So, when I run into a sweet little Softail like this one captured at a rally by Barnett lens man Jack Cofano, my heart skips a beat or two. I don’t know who built this bike or why, but I do know I really love this bike’s glossy black badness especially with that power-thumping turbo hanging off the side of the Twin Cam B engine. This is one fine looking custom that makes me want to get on it and ride the pee out of it as well as look at it. As it sits, I don’t have a complaint about anything the mystery builder did and only give whoever it was two big editorial thumbs up for having great taste and restraint in building such a rad machine.
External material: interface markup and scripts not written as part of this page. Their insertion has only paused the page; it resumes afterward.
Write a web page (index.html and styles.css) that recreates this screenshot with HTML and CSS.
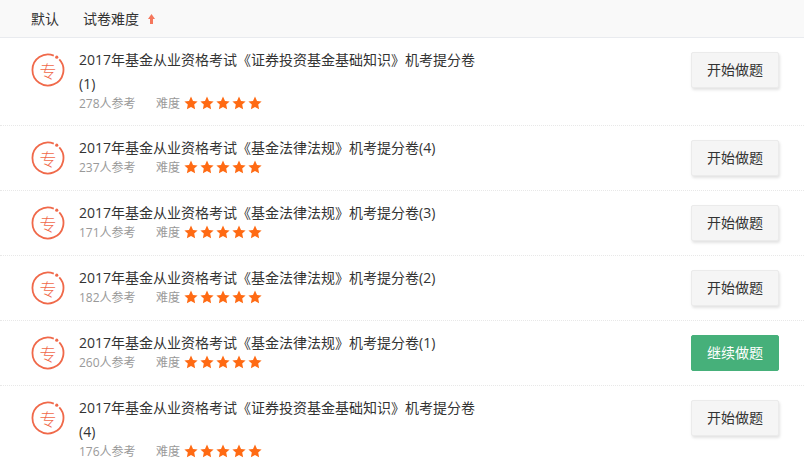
FILE: index.html
```html
<!DOCTYPE html>
<html lang="zh-CN">
<head>
<meta charset="utf-8">
<title>试卷列表</title>
<link rel="stylesheet" href="styles.css">
</head>
<body>
<svg class="defs" width="0" height="0">
	<symbol id="ring" viewBox="0 0 34 34">
		<path d="M22.8 2.600A15.500 15.500 0 1 0 28.300 6.400" fill="none" stroke="#f0694a" stroke-width="1.800"/>
		<circle cx="25.750" cy="4.200" r="1.600" fill="#f0694a"/>
	</symbol>
	<symbol id="star" viewBox="0 0 14 14">
		<path d="M7 .6L9 4.900L13.600 5.400L10.200 8.600L11.100 13.200L7 10.900L2.900 13.200L3.800 8.600L.4 5.400L5 4.900Z" fill="#ff6a13"/>
	</symbol>
</svg>

<div class="sort_bar">
	<span class="sort_item">默认</span>
	<span class="sort_item">试卷难度</span>
	<svg class="sort_arrow" width="7" height="10" viewBox="0 0 7 10"><path d="M3.500 0L7 5H5V10H2V5H0Z" fill="#f5775c"/></svg>
</div>

<ul class="paper_list">
	<li class="paper_row">
		<svg class="paper_icon"><use href="#ring"/><text class="zhuan_text" x="17" y="25" text-anchor="middle">专</text></svg>
		<div class="paper_info">
			<div class="paper_title">2017年基金从业资格考试《证券投资基金基础知识》机考提分卷(1)</div>
			<div class="paper_meta">
				<span class="paper_count">278人参考</span>
				<span class="paper_level">难度</span>
				<span class="paper_stars"><svg><use href="#star"/></svg><svg><use href="#star"/></svg><svg><use href="#star"/></svg><svg><use href="#star"/></svg><svg><use href="#star"/></svg></span>
			</div>
		</div>
		<a class="paper_btn">开始做题</a>
	</li>
	<li class="paper_row">
		<svg class="paper_icon"><use href="#ring"/><text class="zhuan_text" x="17" y="25" text-anchor="middle">专</text></svg>
		<div class="paper_info">
			<div class="paper_title">2017年基金从业资格考试《基金法律法规》机考提分卷(4)</div>
			<div class="paper_meta">
				<span class="paper_count">237人参考</span>
				<span class="paper_level">难度</span>
				<span class="paper_stars"><svg><use href="#star"/></svg><svg><use href="#star"/></svg><svg><use href="#star"/></svg><svg><use href="#star"/></svg><svg><use href="#star"/></svg></span>
			</div>
		</div>
		<a class="paper_btn">开始做题</a>
	</li>
	<li class="paper_row">
		<svg class="paper_icon"><use href="#ring"/><text class="zhuan_text" x="17" y="25" text-anchor="middle">专</text></svg>
		<div class="paper_info">
			<div class="paper_title">2017年基金从业资格考试《基金法律法规》机考提分卷(3)</div>
			<div class="paper_meta">
				<span class="paper_count">171人参考</span>
				<span class="paper_level">难度</span>
				<span class="paper_stars"><svg><use href="#star"/></svg><svg><use href="#star"/></svg><svg><use href="#star"/></svg><svg><use href="#star"/></svg><svg><use href="#star"/></svg></span>
			</div>
		</div>
		<a class="paper_btn">开始做题</a>
	</li>
	<li class="paper_row">
		<svg class="paper_icon"><use href="#ring"/><text class="zhuan_text" x="17" y="25" text-anchor="middle">专</text></svg>
		<div class="paper_info">
			<div class="paper_title">2017年基金从业资格考试《基金法律法规》机考提分卷(2)</div>
			<div class="paper_meta">
				<span class="paper_count">182人参考</span>
				<span class="paper_level">难度</span>
				<span class="paper_stars"><svg><use href="#star"/></svg><svg><use href="#star"/></svg><svg><use href="#star"/></svg><svg><use href="#star"/></svg><svg><use href="#star"/></svg></span>
			</div>
		</div>
		<a class="paper_btn">开始做题</a>
	</li>
	<li class="paper_row">
		<svg class="paper_icon"><use href="#ring"/><text class="zhuan_text" x="17" y="25" text-anchor="middle">专</text></svg>
		<div class="paper_info">
			<div class="paper_title">2017年基金从业资格考试《基金法律法规》机考提分卷(1)</div>
			<div class="paper_meta">
				<span class="paper_count">260人参考</span>
				<span class="paper_level">难度</span>
				<span class="paper_stars"><svg><use href="#star"/></svg><svg><use href="#star"/></svg><svg><use href="#star"/></svg><svg><use href="#star"/></svg><svg><use href="#star"/></svg></span>
			</div>
		</div>
		<a class="paper_btn paper_btn_go">继续做题</a>
	</li>
	<li class="paper_row">
		<svg class="paper_icon"><use href="#ring"/><text class="zhuan_text" x="17" y="25" text-anchor="middle">专</text></svg>
		<div class="paper_info">
			<div class="paper_title">2017年基金从业资格考试《证券投资基金基础知识》机考提分卷(4)</div>
			<div class="paper_meta">
				<span class="paper_count">176人参考</span>
				<span class="paper_level">难度</span>
				<span class="paper_stars"><svg><use href="#star"/></svg><svg><use href="#star"/></svg><svg><use href="#star"/></svg><svg><use href="#star"/></svg><svg><use href="#star"/></svg></span>
			</div>
		</div>
		<a class="paper_btn">开始做题</a>
	</li>
</ul>
</body>
</html>
```

FILE: styles.css
```css
*{ margin:0; padding:0; box-sizing:border-box; }
html,body{ height:100%; overflow:hidden; }
body{
	background:#fff;
	color:#333;
	font:14px/24px "Open Sans","Noto Sans CJK SC",sans-serif;
}
.defs{ position:absolute; }
.zhuan_text{
	fill:#f0694a;
	font-family:"Noto Sans CJK SC",sans-serif;
	font-size:17px;
	font-weight:300;
}

.sort_bar{
	display:flex;
	align-items:center;
	height:38px;
	padding-left:31px;
	background:#f9f9f9;
	border-bottom:1px solid #e9ebef;
	font-size:14px;
}
.sort_item{ margin-right:24px; }
.sort_item + .sort_item{ margin-right:9px; }
.sort_arrow{ display:block; margin-top:1px; }

.paper_list{ list-style:none; }
.paper_row{
	display:flex;
	align-items:flex-start;
	min-height:65px;
	padding:10px 25px 13px 31px;
	border-bottom:1px dotted #e8e8e8;
}
.paper_icon{
	flex:none;
	width:34px;
	height:34px;
	margin-top:5px;
	margin-right:14px;
}
.paper_info{ width:404px; margin-right:208px; }
.paper_title{ color:#333; }
.paper_meta{
	display:flex;
	align-items:center;
	height:16px;
	color:#999;
	font-size:12px;
	line-height:16px;
}
.paper_count{ width:77px; }
.paper_level{ margin-right:4px; }
.paper_stars{ display:flex; gap:2px; margin-top:-2px; }
.paper_stars svg{ display:block; width:14px; height:14px; }

.paper_btn{
	flex:none;
	width:88px;
	height:36px;
	margin-top:4px;
	background:#f5f5f5;
	border:1px solid #ebebeb;
	border-radius:2px;
	box-shadow:1px 2px 3px #e3e3e3;
	color:#333;
	font-size:14px;
	line-height:34px;
	text-align:center;
}
.paper_btn_go{
	background:#46b07a;
	border-color:#46b07a;
	box-shadow:none;
	color:#fff;
}
```
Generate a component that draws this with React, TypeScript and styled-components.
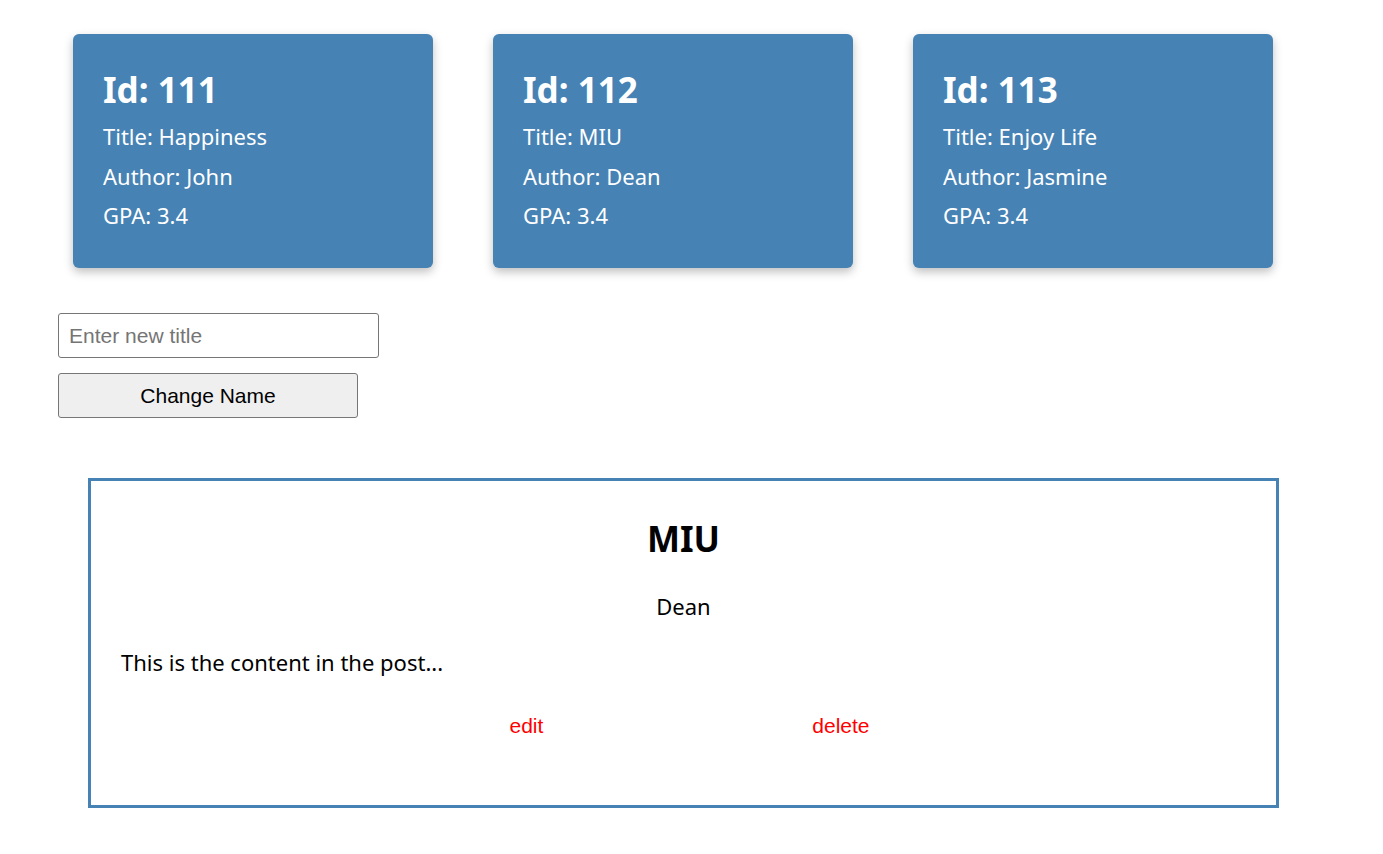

I guess I’ve always been partial to bobbed Harleys as that’s what I grew up with as a young kid and that favored profile has stuck with me to this day. I love the traditional fat tire spoked-wheel look front and rear, bobbed fenders and stripped down look. What we’ve got here is a very modern interpretation of that old look updated using a modern platform and aftermarket parts along with a heavy doses of good taste. It would be so easy to muck things up with some bad lines or not satisfactorily working around the stock frame incorporating the new elements. There’s more than enough, but strangely not too much.
The frame may be stock but how it now works is far from it. One look as it’s sitting dead on the ground, straight up and down, let’s you know this is no Motor Company twin shock Softail suspension. On board, the stock shocks have been replaced by air suspension from Legends Suspension and the same goes for the front too. You don’t get down to the ground on rear air alone. Plus, you probably noticed that the stock swinger is gone replaced by a nicely machined beefier unit. It’s a nice choice as the flat pieces definitely compliment the flat swingarm pivot area of the main frame. After seeing this one I’ve lost all interest in the stock tubular style which I didn’t think too much about previous to seeing this. Now I’m spoiled.
The front end has been cleaned up and I’m still not exactly sure what this bike was built from as I can’t blow up the VIN enough to read. Hey, the Softail platform created quite a number of different models and with a Softail anything can usually be made into anything else Softail. There are elements of a Fat Boy around the headlight and nacelle area as well as the forks although there’s not a solid wheel in sight. That’s okay with me as I like the wires so much better especially wearing that chucky modern Dunlop rubber which just looks so ready to take on whatever’s dished out on the road. OEM brakes are retained all around and I’ve got no beef with that at all. Not everything has to be custom and some aftermarket custom rotors just look too busy drawing too much attention from the overall look. Sometimes expensive ends up looking cheap.
The stock tank resides right where it began life and that’s okay with me. The design is a classic and it still looks as good to me today as it did as a kid. The rear fender’s been replaced by something soother, wider and a bit more voluptuous. There’s not a fender stay in sight and the end result is a visual treat of a fender that looks like it should have come that way in the first place. No need to change the stock horseshoe oil tank as it fits in with this build without the need fabricate or buy something for the hell of it.
One thing’s for sure, the venerable Twin Cam V-twin is not pumping out a stock 60-ish horsepower at the rear wheel. The engine, not the transmission, is on maximum overdrive with that unnaturally aspirating CMP Turbo hanging off the right side with its air cleaner sticking so far forward it looks like it might interfere with turning the front wheel. Obviously it’s far enough away to clear or who’d ride this thing? It just caught me off guard when I first saw it. Between the Screamin’ Eagle heads and whatever else has gone on inside that engine, this bike should be just a blast to ride. It’s not a million horsepower bike, but it’s got way more than enough I’m sure in the current stripped down condition it’s in. Just the act of holding onto those apes when the throttled gets twisted to the stop has got to add a good 20mph of imagined drama. That’d be a good fight both ways fighting the wind with horsepower and it’s got to be a hell of a lot of fun.
Strangely, the lovely gloss black paintjob that just couldn’t look better than right here was sprayed by a company more known for their extremely flamboyant, extremely intricate, extremely realistic and sometimes extremely bizarre paintjobs on baggers built by some of the most famous bagger builders. Here, Sinthium Custom Paint of Phoenix, Arizona, nailed it with an all black paintjob with a few red graphics (or should I say highlights?) that somehow break up what might other be a boring stoic look otherwise. If you can figure out what it says or is supposed to be on the tank badge, please let me know. I’m stymied. With all the other black bits throughout the bike it pulls itself together without looking like another tired old black paintjob (like my bikes) because you couldn’t commit to anything else (me).
Between the shape, the sound, the power and the color choice, someone out there is my new hero. This should be a distinctive, powerful and usable Harley-Davidson Softail custom that anyone would be proud to own. It looks mean as hell and fun at the same time. Plus it’s a real world Softail custom that’s run like a regular old Softail you see all the time ─ just a hell of a lot faster and meaner. Tell me, what’s not to like about that?